» Work to be completed
Write the listing below out again exactly, dropping the images.

» Given data
◆ ◆ ◆
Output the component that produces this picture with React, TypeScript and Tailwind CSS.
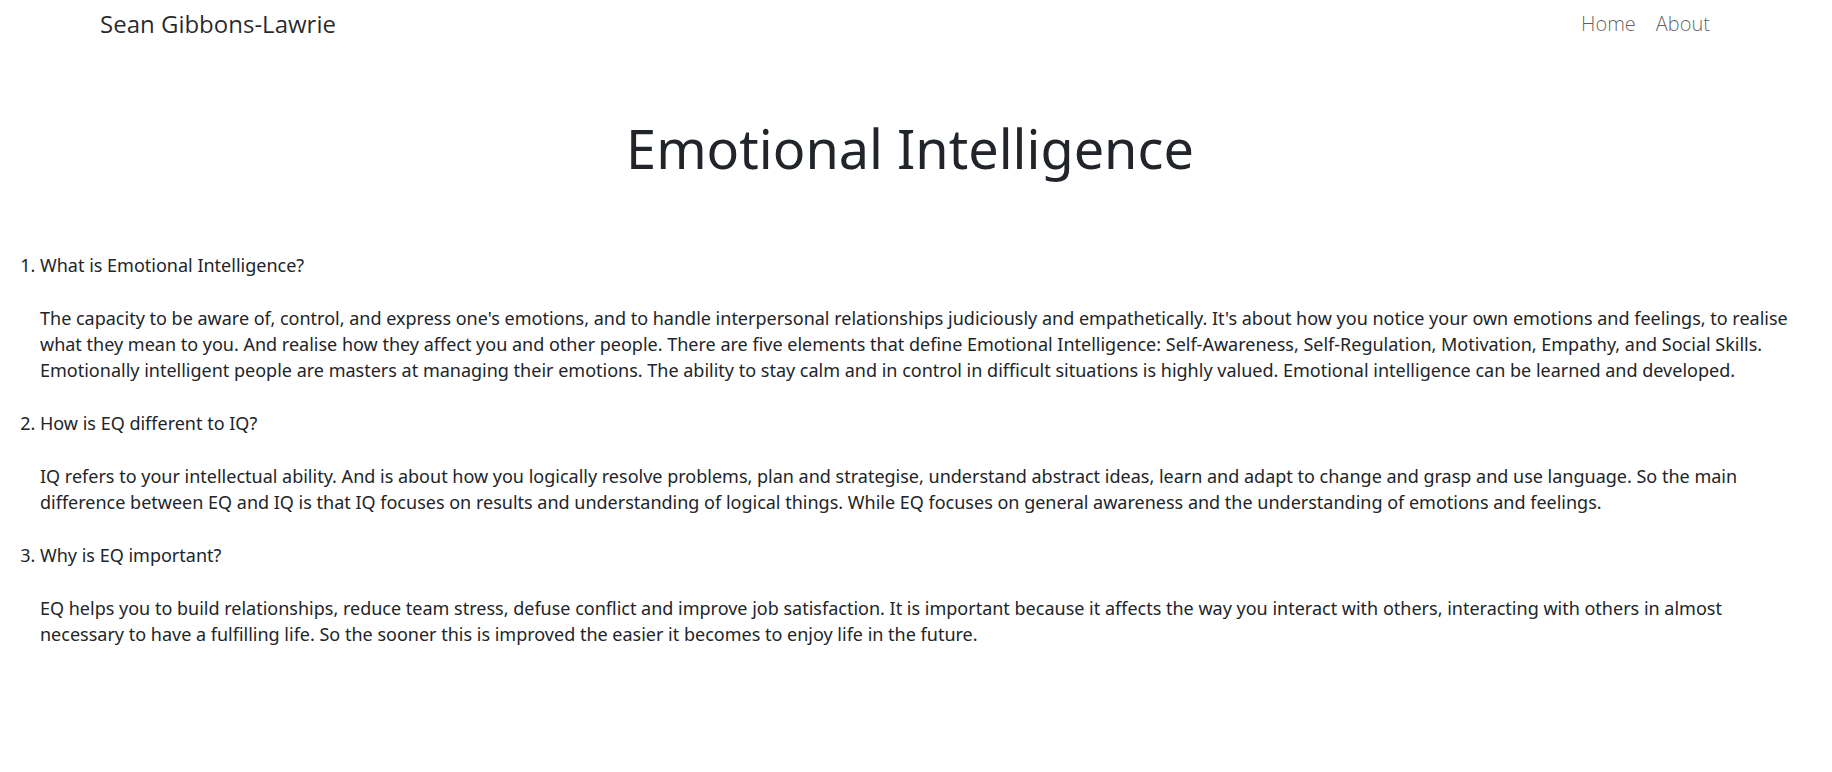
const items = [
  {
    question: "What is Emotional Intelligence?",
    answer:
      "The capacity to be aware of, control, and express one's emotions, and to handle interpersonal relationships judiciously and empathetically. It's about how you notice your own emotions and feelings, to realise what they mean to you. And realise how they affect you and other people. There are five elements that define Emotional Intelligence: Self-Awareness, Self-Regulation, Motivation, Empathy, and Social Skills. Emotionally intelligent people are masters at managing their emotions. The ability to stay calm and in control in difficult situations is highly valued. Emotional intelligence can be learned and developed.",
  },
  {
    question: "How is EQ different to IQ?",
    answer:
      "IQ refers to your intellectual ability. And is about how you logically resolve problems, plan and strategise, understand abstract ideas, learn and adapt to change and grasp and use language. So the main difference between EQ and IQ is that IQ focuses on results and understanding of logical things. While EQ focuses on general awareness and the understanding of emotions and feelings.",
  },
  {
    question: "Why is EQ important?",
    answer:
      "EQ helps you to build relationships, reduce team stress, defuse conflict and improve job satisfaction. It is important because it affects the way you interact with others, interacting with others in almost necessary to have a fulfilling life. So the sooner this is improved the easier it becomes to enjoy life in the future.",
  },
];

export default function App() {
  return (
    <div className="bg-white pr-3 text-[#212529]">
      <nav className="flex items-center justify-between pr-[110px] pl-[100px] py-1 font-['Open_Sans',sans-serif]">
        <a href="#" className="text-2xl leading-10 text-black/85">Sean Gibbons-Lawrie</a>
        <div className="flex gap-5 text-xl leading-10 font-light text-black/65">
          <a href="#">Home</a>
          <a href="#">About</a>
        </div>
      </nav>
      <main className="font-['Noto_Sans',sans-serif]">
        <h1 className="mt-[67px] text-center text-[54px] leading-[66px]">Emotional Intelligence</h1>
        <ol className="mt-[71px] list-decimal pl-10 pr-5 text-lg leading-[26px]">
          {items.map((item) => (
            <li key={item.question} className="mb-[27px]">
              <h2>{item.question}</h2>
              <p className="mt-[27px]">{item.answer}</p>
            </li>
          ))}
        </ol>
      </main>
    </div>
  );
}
◆ ◆ ◆
» Reply
Output the component that produces this picture with React, TypeScript and Tailwind CSS.
const items = [
  {
    question: "What is Emotional Intelligence?",
    answer:
      "The capacity to be aware of, control, and express one's emotions, and to handle interpersonal relationships judiciously and empathetically. It's about how you notice your own emotions and feelings, to realise what they mean to you. And realise how they affect you and other people. There are five elements that define Emotional Intelligence: Self-Awareness, Self-Regulation, Motivation, Empathy, and Social Skills. Emotionally intelligent people are masters at managing their emotions. The ability to stay calm and in control in difficult situations is highly valued. Emotional intelligence can be learned and developed.",
  },
  {
    question: "How is EQ different to IQ?",
    answer:
      "IQ refers to your intellectual ability. And is about how you logically resolve problems, plan and strategise, understand abstract ideas, learn and adapt to change and grasp and use language. So the main difference between EQ and IQ is that IQ focuses on results and understanding of logical things. While EQ focuses on general awareness and the understanding of emotions and feelings.",
  },
  {
    question: "Why is EQ important?",
    answer:
      "EQ helps you to build relationships, reduce team stress, defuse conflict and improve job satisfaction. It is important because it affects the way you interact with others, interacting with others in almost necessary to have a fulfilling life. So the sooner this is improved the easier it becomes to enjoy life in the future.",
  },
];

export default function App() {
  return (
    <div className="bg-white pr-3 text-[#212529]">
      <nav className="flex items-center justify-between pr-[110px] pl-[100px] py-1 font-['Open_Sans',sans-serif]">
        <a href="#" className="text-2xl leading-10 text-black/85">Sean Gibbons-Lawrie</a>
        <div className="flex gap-5 text-xl leading-10 font-light text-black/65">
          <a href="#">Home</a>
          <a href="#">About</a>
        </div>
      </nav>
      <main className="font-['Noto_Sans',sans-serif]">
        <h1 className="mt-[67px] text-center text-[54px] leading-[66px]">Emotional Intelligence</h1>
        <ol className="mt-[71px] list-decimal pl-10 pr-5 text-lg leading-[26px]">
          {items.map((item) => (
            <li key={item.question} className="mb-[27px]">
              <h2>{item.question}</h2>
              <p className="mt-[27px]">{item.answer}</p>
            </li>
          ))}
        </ol>
      </main>
    </div>
  );
}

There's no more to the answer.